Data extracted from a collection
#####

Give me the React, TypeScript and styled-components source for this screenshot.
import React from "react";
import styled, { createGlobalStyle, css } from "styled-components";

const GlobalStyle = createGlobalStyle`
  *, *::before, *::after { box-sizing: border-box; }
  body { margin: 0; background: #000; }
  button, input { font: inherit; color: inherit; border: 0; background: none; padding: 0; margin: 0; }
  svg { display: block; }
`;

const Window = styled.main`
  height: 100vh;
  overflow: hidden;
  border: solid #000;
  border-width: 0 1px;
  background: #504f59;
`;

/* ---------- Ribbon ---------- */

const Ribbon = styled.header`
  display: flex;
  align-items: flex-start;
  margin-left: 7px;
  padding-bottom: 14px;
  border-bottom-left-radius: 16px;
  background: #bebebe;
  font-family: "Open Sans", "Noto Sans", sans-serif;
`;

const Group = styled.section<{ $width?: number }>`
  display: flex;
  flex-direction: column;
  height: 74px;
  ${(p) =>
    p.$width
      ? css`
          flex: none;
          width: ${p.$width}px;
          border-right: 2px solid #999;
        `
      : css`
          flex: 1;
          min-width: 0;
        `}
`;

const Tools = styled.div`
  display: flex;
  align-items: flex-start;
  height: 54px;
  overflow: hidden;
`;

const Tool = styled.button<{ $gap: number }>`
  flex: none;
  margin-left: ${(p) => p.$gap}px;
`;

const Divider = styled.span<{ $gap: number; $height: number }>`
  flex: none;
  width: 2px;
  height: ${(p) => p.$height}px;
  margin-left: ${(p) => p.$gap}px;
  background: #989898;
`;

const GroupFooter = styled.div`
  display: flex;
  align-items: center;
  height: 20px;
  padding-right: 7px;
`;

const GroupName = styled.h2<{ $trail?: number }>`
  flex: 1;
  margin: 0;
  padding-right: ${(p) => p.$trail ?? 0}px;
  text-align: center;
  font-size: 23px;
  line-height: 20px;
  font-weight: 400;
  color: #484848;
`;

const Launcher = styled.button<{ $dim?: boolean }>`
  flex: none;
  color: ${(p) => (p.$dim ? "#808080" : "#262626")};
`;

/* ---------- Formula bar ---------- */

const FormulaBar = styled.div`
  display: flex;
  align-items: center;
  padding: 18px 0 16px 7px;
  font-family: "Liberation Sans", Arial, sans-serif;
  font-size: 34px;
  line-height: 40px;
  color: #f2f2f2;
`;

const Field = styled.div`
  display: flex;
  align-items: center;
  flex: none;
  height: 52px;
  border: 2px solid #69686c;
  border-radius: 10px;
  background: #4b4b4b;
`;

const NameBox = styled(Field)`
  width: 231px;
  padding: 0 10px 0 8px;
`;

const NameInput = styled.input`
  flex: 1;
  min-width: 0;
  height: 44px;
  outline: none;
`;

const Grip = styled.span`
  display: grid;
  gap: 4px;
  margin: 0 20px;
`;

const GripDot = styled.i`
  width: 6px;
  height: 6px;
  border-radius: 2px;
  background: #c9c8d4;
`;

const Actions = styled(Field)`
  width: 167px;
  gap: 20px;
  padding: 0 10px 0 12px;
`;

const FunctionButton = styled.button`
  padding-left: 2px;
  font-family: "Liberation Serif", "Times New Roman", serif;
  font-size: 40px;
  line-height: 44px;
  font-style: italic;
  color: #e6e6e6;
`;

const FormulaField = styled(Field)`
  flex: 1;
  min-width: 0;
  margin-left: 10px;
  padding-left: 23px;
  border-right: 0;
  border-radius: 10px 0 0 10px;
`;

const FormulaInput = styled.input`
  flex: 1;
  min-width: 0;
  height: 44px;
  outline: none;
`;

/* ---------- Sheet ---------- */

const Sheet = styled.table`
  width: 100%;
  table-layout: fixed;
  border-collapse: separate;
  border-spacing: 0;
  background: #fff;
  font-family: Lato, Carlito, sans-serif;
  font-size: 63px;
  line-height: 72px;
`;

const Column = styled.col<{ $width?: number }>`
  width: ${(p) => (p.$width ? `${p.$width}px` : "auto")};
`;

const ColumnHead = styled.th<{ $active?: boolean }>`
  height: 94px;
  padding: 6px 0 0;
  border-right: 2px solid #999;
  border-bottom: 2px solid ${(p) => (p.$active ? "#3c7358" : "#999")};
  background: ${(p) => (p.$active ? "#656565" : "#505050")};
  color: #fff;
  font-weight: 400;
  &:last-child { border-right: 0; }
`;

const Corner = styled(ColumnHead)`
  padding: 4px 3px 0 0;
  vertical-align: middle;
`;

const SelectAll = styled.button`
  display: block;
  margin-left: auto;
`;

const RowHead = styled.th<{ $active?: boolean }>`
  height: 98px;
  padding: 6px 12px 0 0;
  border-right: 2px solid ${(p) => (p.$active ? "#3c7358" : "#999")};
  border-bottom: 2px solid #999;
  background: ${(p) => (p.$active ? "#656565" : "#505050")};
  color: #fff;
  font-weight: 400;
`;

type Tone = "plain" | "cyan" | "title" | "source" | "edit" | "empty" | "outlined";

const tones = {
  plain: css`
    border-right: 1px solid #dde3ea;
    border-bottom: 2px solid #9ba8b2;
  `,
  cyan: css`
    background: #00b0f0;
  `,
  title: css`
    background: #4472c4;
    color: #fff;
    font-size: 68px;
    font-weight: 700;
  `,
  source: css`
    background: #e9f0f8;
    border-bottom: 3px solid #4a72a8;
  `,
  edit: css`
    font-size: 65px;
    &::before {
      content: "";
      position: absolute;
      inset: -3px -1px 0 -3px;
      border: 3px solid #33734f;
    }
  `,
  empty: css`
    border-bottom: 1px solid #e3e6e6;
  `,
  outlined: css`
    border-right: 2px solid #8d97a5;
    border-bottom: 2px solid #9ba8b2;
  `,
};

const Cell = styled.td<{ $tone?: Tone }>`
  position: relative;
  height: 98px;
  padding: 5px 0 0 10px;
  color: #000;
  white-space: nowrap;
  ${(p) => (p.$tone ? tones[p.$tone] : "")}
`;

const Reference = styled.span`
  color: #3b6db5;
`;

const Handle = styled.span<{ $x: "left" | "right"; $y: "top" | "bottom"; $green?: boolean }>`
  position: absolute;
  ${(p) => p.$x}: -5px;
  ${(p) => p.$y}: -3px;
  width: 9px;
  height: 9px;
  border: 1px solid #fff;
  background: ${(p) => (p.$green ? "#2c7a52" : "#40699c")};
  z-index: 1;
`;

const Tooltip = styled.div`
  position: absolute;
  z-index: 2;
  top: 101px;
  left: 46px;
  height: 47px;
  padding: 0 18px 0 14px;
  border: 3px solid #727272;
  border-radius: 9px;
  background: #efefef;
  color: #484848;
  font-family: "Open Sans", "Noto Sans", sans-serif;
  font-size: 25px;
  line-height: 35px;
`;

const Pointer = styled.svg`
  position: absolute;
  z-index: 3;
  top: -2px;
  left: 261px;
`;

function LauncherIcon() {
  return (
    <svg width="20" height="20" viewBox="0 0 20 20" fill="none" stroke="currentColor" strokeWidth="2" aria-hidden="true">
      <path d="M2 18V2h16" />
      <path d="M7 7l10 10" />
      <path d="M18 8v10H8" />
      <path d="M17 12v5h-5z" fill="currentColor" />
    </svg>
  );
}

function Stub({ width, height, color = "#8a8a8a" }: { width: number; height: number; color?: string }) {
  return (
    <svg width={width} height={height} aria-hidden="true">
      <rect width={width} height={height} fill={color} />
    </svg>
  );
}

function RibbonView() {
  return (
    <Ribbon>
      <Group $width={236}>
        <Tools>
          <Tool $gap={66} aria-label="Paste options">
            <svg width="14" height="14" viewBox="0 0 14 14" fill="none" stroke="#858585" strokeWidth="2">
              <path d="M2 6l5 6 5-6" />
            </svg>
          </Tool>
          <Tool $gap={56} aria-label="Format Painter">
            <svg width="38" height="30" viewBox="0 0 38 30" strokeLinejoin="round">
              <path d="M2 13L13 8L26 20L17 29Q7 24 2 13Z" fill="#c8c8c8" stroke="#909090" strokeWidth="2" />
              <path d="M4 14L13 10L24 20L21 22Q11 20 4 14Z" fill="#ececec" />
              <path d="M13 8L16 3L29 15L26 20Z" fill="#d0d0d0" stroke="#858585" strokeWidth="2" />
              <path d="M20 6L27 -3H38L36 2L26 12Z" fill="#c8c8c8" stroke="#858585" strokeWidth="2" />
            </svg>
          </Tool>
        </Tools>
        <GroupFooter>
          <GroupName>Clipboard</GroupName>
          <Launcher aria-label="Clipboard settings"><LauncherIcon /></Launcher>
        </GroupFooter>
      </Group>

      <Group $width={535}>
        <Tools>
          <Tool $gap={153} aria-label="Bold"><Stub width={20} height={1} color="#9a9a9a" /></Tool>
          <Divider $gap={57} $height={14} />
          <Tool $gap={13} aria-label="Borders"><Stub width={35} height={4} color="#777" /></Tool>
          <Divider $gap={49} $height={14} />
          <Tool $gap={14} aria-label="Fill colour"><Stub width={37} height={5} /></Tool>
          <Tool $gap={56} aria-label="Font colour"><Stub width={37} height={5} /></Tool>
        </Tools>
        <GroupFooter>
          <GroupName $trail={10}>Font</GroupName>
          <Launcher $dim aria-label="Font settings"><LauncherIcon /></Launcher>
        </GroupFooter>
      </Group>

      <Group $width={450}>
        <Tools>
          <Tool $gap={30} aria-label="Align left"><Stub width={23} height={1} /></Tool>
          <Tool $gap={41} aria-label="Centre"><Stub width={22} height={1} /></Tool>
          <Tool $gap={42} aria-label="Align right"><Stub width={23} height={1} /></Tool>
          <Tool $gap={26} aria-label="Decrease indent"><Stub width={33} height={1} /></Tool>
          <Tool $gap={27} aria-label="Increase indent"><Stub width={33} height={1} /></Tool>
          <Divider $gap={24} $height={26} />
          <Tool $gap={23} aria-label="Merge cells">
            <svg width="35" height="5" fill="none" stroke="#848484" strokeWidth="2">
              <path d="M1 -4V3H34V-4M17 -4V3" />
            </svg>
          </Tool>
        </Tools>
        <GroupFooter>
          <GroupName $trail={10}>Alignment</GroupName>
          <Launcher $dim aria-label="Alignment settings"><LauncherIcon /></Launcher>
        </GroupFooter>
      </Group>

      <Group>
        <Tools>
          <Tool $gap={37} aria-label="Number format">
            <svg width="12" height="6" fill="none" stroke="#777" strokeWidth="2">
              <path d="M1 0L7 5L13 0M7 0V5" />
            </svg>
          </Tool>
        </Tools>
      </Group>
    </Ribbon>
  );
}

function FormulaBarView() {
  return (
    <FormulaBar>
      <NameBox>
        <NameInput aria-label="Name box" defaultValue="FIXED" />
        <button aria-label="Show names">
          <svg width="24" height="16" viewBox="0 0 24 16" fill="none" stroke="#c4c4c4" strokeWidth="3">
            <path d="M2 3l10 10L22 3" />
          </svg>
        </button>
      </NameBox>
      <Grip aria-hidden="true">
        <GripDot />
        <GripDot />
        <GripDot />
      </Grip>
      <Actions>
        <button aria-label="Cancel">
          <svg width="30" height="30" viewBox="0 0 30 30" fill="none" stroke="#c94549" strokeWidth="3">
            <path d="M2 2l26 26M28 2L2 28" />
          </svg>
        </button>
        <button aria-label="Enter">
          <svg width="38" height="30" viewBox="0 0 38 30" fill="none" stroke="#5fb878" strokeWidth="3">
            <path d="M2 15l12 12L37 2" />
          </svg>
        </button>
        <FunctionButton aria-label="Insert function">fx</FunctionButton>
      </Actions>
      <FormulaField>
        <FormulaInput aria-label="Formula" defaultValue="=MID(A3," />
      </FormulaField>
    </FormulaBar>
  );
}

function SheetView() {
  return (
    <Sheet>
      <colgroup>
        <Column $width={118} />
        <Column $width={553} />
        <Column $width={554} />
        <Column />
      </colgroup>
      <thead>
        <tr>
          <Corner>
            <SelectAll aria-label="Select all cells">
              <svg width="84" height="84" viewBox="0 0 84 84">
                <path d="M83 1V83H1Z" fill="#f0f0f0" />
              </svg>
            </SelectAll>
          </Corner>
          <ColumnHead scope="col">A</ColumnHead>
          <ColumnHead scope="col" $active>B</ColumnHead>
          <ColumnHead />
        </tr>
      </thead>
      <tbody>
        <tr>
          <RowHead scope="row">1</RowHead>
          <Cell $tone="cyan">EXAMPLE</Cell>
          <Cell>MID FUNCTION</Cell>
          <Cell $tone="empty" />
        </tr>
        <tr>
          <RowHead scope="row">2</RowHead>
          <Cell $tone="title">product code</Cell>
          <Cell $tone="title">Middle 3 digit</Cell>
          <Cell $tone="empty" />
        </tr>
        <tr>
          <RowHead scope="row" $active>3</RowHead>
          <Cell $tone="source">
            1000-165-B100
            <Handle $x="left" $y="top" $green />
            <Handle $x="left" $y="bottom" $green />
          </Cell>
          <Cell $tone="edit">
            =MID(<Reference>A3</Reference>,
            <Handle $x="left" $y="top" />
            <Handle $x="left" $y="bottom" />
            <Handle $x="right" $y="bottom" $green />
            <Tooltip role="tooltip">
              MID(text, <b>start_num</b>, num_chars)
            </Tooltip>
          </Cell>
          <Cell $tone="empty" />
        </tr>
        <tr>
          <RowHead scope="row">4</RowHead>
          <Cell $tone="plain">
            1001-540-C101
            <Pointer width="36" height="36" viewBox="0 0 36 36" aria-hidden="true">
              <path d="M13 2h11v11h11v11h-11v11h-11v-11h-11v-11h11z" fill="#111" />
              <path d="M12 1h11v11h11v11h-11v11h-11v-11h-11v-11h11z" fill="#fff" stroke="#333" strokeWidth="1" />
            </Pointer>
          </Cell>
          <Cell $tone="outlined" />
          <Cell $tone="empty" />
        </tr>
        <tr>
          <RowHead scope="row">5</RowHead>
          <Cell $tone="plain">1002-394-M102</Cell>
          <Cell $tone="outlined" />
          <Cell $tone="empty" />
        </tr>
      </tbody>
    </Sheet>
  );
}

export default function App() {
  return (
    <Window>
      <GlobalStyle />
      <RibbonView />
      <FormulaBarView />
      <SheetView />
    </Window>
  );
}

#####

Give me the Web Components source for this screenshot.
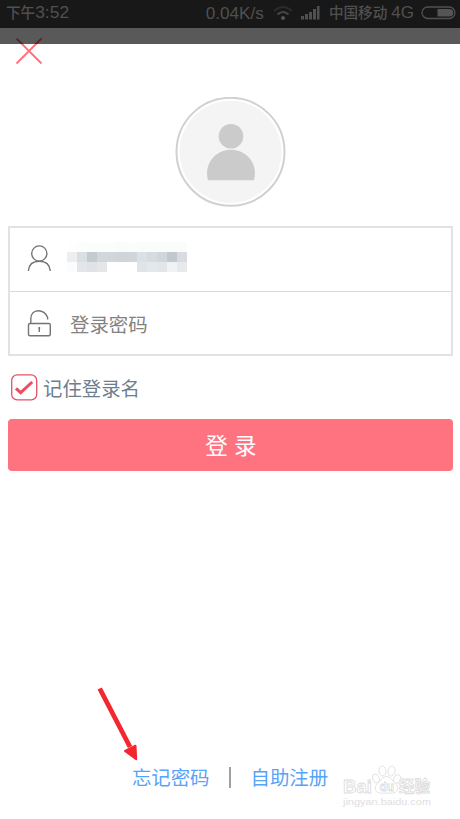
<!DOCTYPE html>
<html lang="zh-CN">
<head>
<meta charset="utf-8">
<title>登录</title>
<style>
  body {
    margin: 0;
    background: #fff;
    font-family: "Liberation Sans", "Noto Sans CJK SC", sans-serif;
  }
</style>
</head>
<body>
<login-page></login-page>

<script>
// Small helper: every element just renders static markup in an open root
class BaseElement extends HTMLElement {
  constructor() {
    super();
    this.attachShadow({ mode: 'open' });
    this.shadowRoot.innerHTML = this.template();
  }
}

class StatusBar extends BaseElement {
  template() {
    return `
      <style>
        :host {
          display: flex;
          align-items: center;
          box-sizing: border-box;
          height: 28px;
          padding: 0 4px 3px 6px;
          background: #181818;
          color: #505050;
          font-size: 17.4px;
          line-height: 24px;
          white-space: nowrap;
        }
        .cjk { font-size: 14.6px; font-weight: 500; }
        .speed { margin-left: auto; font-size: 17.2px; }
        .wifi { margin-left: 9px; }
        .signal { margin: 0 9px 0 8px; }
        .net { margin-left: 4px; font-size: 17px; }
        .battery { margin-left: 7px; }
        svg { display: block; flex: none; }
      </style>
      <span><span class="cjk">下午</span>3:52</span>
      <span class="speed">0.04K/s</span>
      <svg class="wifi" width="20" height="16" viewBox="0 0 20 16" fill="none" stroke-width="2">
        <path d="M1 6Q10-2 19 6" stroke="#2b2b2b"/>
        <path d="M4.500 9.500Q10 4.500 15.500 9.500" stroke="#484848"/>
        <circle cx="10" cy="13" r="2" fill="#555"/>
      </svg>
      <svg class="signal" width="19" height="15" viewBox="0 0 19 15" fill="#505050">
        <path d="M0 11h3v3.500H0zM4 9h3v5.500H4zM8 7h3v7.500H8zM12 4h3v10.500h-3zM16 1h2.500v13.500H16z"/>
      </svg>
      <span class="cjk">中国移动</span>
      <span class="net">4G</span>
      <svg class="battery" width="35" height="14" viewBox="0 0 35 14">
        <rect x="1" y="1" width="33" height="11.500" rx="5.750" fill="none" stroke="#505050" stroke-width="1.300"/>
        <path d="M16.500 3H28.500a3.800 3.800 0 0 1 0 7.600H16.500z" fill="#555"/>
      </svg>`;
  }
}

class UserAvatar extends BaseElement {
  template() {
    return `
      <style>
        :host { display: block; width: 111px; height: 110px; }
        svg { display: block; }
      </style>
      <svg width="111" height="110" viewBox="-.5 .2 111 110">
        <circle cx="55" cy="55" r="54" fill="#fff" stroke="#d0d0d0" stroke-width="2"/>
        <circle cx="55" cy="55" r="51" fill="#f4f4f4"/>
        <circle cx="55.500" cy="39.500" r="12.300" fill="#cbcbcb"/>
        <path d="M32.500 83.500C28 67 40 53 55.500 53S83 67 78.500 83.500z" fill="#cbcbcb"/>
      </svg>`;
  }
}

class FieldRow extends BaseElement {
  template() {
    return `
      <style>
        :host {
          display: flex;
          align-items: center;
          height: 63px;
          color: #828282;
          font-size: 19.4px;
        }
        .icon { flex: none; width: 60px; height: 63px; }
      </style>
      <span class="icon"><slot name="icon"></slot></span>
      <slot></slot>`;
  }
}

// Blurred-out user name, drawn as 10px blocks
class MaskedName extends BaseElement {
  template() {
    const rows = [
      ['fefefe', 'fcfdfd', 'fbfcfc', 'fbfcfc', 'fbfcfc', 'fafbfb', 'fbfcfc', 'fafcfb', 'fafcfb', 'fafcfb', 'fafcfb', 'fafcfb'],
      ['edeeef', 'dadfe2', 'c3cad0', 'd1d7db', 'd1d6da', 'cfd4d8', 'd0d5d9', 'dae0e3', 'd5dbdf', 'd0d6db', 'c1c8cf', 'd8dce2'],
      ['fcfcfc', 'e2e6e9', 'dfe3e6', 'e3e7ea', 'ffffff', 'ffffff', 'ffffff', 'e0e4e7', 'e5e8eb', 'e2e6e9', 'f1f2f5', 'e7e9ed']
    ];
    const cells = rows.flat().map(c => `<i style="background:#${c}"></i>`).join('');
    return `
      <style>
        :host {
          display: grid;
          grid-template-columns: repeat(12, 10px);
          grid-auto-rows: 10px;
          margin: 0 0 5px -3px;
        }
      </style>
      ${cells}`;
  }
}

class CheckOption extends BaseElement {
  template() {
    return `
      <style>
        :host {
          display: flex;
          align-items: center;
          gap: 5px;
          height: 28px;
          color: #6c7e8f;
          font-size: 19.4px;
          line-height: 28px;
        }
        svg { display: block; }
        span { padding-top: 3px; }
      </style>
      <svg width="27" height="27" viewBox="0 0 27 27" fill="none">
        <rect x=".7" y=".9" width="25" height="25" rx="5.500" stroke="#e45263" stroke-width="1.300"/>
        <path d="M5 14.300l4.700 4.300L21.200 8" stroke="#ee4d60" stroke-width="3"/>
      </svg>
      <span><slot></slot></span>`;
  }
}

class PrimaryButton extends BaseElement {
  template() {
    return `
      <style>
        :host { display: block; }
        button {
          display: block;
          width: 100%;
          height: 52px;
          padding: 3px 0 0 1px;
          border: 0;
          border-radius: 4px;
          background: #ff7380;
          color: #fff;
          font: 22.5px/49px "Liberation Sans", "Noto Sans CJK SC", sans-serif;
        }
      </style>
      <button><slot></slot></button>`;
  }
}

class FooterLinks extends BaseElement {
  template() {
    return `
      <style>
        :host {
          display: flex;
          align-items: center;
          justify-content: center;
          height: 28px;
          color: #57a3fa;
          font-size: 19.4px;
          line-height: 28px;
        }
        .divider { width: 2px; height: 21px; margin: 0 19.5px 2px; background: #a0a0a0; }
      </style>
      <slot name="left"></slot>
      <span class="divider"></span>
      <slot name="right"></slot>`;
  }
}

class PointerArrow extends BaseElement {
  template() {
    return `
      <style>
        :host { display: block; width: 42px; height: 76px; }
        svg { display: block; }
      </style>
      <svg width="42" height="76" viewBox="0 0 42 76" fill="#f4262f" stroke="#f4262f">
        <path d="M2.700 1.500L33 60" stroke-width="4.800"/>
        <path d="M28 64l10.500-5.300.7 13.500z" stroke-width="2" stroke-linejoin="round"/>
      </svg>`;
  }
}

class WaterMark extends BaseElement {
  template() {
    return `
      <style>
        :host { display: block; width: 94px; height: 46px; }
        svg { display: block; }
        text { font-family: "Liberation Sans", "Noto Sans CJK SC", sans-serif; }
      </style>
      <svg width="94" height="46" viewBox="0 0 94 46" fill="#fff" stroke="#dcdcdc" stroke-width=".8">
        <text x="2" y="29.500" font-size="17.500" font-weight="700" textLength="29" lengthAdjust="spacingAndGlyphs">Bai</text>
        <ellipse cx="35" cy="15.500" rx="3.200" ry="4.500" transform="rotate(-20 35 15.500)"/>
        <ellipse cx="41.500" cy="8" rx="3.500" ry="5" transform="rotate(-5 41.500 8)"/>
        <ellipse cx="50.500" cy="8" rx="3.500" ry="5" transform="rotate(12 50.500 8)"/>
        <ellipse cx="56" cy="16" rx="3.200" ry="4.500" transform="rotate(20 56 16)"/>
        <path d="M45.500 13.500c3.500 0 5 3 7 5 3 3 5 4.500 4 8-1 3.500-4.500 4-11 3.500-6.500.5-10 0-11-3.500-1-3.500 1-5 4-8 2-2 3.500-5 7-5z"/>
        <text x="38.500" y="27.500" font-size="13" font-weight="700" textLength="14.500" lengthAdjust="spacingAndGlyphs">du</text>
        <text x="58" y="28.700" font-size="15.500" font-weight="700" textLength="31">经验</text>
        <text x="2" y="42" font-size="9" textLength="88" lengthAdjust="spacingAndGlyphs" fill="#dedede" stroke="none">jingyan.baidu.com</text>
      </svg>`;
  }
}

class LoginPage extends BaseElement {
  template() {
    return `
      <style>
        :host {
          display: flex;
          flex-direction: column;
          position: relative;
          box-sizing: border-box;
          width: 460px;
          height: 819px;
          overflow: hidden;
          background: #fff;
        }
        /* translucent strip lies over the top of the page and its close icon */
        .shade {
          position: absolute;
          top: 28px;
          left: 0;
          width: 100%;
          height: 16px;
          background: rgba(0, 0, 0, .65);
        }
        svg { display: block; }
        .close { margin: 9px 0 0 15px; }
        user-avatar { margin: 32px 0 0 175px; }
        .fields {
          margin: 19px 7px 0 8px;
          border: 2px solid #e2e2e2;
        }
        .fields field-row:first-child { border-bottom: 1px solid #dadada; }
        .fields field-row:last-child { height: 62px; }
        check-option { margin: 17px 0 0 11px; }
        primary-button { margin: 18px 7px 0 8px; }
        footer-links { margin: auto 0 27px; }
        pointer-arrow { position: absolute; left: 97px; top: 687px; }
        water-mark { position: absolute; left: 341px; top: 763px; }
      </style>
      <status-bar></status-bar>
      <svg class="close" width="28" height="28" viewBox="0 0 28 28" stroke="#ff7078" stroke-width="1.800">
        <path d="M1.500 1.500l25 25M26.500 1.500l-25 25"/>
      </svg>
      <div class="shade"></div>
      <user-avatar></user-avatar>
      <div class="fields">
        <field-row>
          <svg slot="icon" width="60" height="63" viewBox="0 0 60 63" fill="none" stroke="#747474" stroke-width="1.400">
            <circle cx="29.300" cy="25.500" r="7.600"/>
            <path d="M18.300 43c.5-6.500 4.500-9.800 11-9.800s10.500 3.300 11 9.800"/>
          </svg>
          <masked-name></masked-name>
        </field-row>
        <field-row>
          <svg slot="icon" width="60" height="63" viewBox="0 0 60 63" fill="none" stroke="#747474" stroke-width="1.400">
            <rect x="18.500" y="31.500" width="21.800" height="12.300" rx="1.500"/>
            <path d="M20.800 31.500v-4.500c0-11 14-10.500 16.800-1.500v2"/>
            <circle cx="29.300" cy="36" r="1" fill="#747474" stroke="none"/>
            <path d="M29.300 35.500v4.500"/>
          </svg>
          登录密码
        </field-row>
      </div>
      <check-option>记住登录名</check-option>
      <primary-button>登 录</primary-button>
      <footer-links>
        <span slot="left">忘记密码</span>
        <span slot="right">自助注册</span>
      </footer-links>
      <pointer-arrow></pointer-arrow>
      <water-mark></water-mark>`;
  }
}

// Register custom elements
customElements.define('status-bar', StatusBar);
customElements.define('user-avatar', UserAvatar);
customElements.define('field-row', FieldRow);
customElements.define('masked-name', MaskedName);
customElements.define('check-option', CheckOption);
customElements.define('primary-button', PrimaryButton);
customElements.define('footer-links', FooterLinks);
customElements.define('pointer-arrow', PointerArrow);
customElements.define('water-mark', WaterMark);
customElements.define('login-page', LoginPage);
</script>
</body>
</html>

#####

Task goal:
Pictures excluded, give again exactly and only the lines of the material above from the line with "Give me the Web" through the line with "<login-page></login-page>".

Written answer:
Give me the Web Components source for this screenshot.
<!DOCTYPE html>
<html lang="zh-CN">
<head>
<meta charset="utf-8">
<title>登录</title>
<style>
  body {
    margin: 0;
    background: #fff;
    font-family: "Liberation Sans", "Noto Sans CJK SC", sans-serif;
  }
</style>
</head>
<body>
<login-page></login-page>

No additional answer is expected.